■ Exercise brief ■
Return the complete listing that follows, with each line reproduced exactly.

■ Information shown ■
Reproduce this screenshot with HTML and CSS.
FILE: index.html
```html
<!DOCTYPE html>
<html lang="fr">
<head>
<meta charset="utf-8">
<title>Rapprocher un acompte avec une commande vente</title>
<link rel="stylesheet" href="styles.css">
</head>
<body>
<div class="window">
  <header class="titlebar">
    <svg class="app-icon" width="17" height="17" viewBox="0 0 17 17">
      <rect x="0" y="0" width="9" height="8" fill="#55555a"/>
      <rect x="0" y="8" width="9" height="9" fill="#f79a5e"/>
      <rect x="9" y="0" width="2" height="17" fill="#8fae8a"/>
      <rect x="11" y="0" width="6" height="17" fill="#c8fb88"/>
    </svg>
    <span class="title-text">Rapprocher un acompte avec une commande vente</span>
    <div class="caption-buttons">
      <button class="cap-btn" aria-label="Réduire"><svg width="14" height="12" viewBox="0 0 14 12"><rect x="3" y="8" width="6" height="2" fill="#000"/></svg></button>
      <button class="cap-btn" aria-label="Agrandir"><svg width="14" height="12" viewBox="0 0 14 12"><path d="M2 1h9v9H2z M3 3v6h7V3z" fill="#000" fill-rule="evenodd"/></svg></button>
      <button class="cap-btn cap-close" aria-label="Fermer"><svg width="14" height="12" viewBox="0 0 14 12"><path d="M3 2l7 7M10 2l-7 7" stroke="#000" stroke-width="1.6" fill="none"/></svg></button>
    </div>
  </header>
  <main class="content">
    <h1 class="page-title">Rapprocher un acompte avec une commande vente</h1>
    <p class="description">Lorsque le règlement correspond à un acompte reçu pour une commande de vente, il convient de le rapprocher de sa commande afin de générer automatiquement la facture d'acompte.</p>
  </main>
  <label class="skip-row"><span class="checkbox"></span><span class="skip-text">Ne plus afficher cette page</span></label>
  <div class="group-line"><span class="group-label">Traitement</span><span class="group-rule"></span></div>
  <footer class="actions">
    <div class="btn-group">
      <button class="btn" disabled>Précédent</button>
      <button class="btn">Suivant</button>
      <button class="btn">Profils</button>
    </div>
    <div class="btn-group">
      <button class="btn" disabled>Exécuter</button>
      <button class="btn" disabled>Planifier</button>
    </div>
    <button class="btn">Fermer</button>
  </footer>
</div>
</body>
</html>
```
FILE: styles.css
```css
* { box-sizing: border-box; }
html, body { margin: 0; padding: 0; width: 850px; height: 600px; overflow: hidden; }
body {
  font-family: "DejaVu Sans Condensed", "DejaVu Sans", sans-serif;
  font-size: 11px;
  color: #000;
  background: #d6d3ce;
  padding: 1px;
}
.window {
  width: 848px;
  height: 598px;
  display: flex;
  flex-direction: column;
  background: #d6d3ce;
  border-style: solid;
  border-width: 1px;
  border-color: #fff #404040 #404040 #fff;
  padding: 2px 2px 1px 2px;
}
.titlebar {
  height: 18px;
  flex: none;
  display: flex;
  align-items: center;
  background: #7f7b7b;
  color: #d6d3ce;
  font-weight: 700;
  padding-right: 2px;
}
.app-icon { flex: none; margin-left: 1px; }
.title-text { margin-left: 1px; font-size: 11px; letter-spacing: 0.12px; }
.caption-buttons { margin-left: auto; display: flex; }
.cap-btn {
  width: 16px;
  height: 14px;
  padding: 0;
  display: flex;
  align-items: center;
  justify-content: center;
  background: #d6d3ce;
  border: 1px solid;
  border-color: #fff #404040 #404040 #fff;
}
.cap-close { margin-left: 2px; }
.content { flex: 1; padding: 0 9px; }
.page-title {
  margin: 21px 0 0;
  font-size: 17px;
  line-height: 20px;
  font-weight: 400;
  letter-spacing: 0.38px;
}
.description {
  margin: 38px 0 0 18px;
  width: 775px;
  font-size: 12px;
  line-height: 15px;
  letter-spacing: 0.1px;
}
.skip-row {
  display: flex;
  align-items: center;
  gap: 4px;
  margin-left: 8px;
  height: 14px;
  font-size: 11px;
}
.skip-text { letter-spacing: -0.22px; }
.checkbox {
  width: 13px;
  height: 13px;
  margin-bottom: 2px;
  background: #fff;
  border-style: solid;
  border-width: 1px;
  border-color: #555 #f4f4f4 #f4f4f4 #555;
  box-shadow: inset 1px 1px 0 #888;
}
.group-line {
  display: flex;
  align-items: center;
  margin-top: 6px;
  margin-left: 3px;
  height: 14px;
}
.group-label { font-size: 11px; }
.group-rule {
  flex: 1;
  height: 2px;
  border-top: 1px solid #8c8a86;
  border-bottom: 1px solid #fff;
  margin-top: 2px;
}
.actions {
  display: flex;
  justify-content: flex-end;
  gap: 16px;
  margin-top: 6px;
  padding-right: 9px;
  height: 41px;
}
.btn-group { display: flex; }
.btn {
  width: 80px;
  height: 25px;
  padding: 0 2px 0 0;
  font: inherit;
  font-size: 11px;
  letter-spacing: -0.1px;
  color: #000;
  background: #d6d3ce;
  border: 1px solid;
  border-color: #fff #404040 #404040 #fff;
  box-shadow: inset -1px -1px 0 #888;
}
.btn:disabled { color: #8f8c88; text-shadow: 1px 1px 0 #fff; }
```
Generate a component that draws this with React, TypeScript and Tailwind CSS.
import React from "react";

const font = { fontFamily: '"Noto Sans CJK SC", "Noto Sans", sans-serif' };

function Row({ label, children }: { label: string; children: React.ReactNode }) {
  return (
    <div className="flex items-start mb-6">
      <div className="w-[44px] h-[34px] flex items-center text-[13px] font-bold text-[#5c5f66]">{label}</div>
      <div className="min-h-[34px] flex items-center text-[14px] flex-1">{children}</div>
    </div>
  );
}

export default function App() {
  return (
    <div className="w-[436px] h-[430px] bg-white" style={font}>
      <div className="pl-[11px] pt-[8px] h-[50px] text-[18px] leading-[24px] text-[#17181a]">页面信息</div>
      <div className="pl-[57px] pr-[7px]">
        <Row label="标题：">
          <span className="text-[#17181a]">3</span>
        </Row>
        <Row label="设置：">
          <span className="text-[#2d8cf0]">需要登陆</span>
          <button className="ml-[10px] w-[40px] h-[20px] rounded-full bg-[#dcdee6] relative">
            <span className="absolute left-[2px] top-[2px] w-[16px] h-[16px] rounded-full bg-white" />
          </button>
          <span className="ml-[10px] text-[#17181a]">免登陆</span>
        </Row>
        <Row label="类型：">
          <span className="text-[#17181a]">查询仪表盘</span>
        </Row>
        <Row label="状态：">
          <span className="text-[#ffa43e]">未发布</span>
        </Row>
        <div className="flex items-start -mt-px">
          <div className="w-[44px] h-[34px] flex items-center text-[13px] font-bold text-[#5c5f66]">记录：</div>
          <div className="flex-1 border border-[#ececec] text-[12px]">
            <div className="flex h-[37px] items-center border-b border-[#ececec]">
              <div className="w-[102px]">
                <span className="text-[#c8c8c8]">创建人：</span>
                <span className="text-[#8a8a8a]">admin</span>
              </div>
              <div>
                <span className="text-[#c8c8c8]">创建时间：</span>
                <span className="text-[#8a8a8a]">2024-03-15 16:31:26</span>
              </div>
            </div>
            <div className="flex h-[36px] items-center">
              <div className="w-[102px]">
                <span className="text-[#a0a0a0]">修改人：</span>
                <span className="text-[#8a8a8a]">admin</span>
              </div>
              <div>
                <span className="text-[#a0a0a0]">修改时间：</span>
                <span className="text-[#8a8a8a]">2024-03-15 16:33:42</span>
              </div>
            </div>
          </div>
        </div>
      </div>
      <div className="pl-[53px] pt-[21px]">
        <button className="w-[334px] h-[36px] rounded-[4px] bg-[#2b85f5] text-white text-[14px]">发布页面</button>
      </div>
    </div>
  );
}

■ Output of the exercise ■
Reproduce this screenshot with HTML and CSS.
FILE: index.html
```html
<!DOCTYPE html>
<html lang="fr">
<head>
<meta charset="utf-8">
<title>Rapprocher un acompte avec une commande vente</title>
<link rel="stylesheet" href="styles.css">
</head>
<body>
<div class="window">
  <header class="titlebar">
    <svg class="app-icon" width="17" height="17" viewBox="0 0 17 17">
      <rect x="0" y="0" width="9" height="8" fill="#55555a"/>
      <rect x="0" y="8" width="9" height="9" fill="#f79a5e"/>
      <rect x="9" y="0" width="2" height="17" fill="#8fae8a"/>
      <rect x="11" y="0" width="6" height="17" fill="#c8fb88"/>
    </svg>
    <span class="title-text">Rapprocher un acompte avec une commande vente</span>
    <div class="caption-buttons">
      <button class="cap-btn" aria-label="Réduire"><svg width="14" height="12" viewBox="0 0 14 12"><rect x="3" y="8" width="6" height="2" fill="#000"/></svg></button>
      <button class="cap-btn" aria-label="Agrandir"><svg width="14" height="12" viewBox="0 0 14 12"><path d="M2 1h9v9H2z M3 3v6h7V3z" fill="#000" fill-rule="evenodd"/></svg></button>
      <button class="cap-btn cap-close" aria-label="Fermer"><svg width="14" height="12" viewBox="0 0 14 12"><path d="M3 2l7 7M10 2l-7 7" stroke="#000" stroke-width="1.6" fill="none"/></svg></button>
    </div>
  </header>
  <main class="content">
    <h1 class="page-title">Rapprocher un acompte avec une commande vente</h1>
    <p class="description">Lorsque le règlement correspond à un acompte reçu pour une commande de vente, il convient de le rapprocher de sa commande afin de générer automatiquement la facture d'acompte.</p>
  </main>
  <label class="skip-row"><span class="checkbox"></span><span class="skip-text">Ne plus afficher cette page</span></label>
  <div class="group-line"><span class="group-label">Traitement</span><span class="group-rule"></span></div>
  <footer class="actions">
    <div class="btn-group">
      <button class="btn" disabled>Précédent</button>
      <button class="btn">Suivant</button>
      <button class="btn">Profils</button>
    </div>
    <div class="btn-group">
      <button class="btn" disabled>Exécuter</button>
      <button class="btn" disabled>Planifier</button>
    </div>
    <button class="btn">Fermer</button>
  </footer>
</div>
</body>
</html>
```
FILE: styles.css
```css
* { box-sizing: border-box; }
html, body { margin: 0; padding: 0; width: 850px; height: 600px; overflow: hidden; }
body {
  font-family: "DejaVu Sans Condensed", "DejaVu Sans", sans-serif;
  font-size: 11px;
  color: #000;
  background: #d6d3ce;
  padding: 1px;
}
.window {
  width: 848px;
  height: 598px;
  display: flex;
  flex-direction: column;
  background: #d6d3ce;
  border-style: solid;
  border-width: 1px;
  border-color: #fff #404040 #404040 #fff;
  padding: 2px 2px 1px 2px;
}
.titlebar {
  height: 18px;
  flex: none;
  display: flex;
  align-items: center;
  background: #7f7b7b;
  color: #d6d3ce;
  font-weight: 700;
  padding-right: 2px;
}
.app-icon { flex: none; margin-left: 1px; }
.title-text { margin-left: 1px; font-size: 11px; letter-spacing: 0.12px; }
.caption-buttons { margin-left: auto; display: flex; }
.cap-btn {
  width: 16px;
  height: 14px;
  padding: 0;
  display: flex;
  align-items: center;
  justify-content: center;
  background: #d6d3ce;
  border: 1px solid;
  border-color: #fff #404040 #404040 #fff;
}
.cap-close { margin-left: 2px; }
.content { flex: 1; padding: 0 9px; }
.page-title {
  margin: 21px 0 0;
  font-size: 17px;
  line-height: 20px;
  font-weight: 400;
  letter-spacing: 0.38px;
}
.description {
  margin: 38px 0 0 18px;
  width: 775px;
  font-size: 12px;
  line-height: 15px;
  letter-spacing: 0.1px;
}
.skip-row {
  display: flex;
  align-items: center;
  gap: 4px;
  margin-left: 8px;
  height: 14px;
  font-size: 11px;
}
.skip-text { letter-spacing: -0.22px; }
.checkbox {
  width: 13px;
  height: 13px;
  margin-bottom: 2px;
  background: #fff;
  border-style: solid;
  border-width: 1px;
  border-color: #555 #f4f4f4 #f4f4f4 #555;
  box-shadow: inset 1px 1px 0 #888;
}
.group-line {
  display: flex;
  align-items: center;
  margin-top: 6px;
  margin-left: 3px;
  height: 14px;
}
.group-label { font-size: 11px; }
.group-rule {
  flex: 1;
  height: 2px;
  border-top: 1px solid #8c8a86;
  border-bottom: 1px solid #fff;
  margin-top: 2px;
}
.actions {
  display: flex;
  justify-content: flex-end;
  gap: 16px;
  margin-top: 6px;
  padding-right: 9px;
  height: 41px;
}
.btn-group { display: flex; }
.btn {
  width: 80px;
  height: 25px;
  padding: 0 2px 0 0;
  font: inherit;
  font-size: 11px;
  letter-spacing: -0.1px;
  color: #000;
  background: #d6d3ce;
  border: 1px solid;
  border-color: #fff #404040 #404040 #fff;
  box-shadow: inset -1px -1px 0 #888;
}
.btn:disabled { color: #8f8c88; text-shadow: 1px 1px 0 #fff; }
```
Generate a component that draws this with React, TypeScript and Tailwind CSS.
import React from "react";

const font = { fontFamily: '"Noto Sans CJK SC", "Noto Sans", sans-serif' };

function Row({ label, children }: { label: string; children: React.ReactNode }) {
  return (
    <div className="flex items-start mb-6">
      <div className="w-[44px] h-[34px] flex items-center text-[13px] font-bold text-[#5c5f66]">{label}</div>
      <div className="min-h-[34px] flex items-center text-[14px] flex-1">{children}</div>
    </div>
  );
}

export default function App() {
  return (
    <div className="w-[436px] h-[430px] bg-white" style={font}>
      <div className="pl-[11px] pt-[8px] h-[50px] text-[18px] leading-[24px] text-[#17181a]">页面信息</div>
      <div className="pl-[57px] pr-[7px]">
        <Row label="标题：">
          <span className="text-[#17181a]">3</span>
        </Row>
        <Row label="设置：">
          <span className="text-[#2d8cf0]">需要登陆</span>
          <button className="ml-[10px] w-[40px] h-[20px] rounded-full bg-[#dcdee6] relative">
            <span className="absolute left-[2px] top-[2px] w-[16px] h-[16px] rounded-full bg-white" />
          </button>
          <span className="ml-[10px] text-[#17181a]">免登陆</span>
        </Row>
        <Row label="类型：">
          <span className="text-[#17181a]">查询仪表盘</span>
        </Row>
        <Row label="状态：">
          <span className="text-[#ffa43e]">未发布</span>
        </Row>
        <div className="flex items-start -mt-px">
          <div className="w-[44px] h-[34px] flex items-center text-[13px] font-bold text-[#5c5f66]">记录：</div>
          <div className="flex-1 border border-[#ececec] text-[12px]">
            <div className="flex h-[37px] items-center border-b border-[#ececec]">
              <div className="w-[102px]">
                <span className="text-[#c8c8c8]">创建人：</span>
                <span className="text-[#8a8a8a]">admin</span>
              </div>
              <div>
                <span className="text-[#c8c8c8]">创建时间：</span>
                <span className="text-[#8a8a8a]">2024-03-15 16:31:26</span>
              </div>
            </div>
            <div className="flex h-[36px] items-center">
              <div className="w-[102px]">
                <span className="text-[#a0a0a0]">修改人：</span>
                <span className="text-[#8a8a8a]">admin</span>
              </div>
              <div>
                <span className="text-[#a0a0a0]">修改时间：</span>
                <span className="text-[#8a8a8a]">2024-03-15 16:33:42</span>
              </div>
            </div>
          </div>
        </div>
      </div>
      <div className="pl-[53px] pt-[21px]">
        <button className="w-[334px] h-[36px] rounded-[4px] bg-[#2b85f5] text-white text-[14px]">发布页面</button>
      </div>
    </div>
  );
}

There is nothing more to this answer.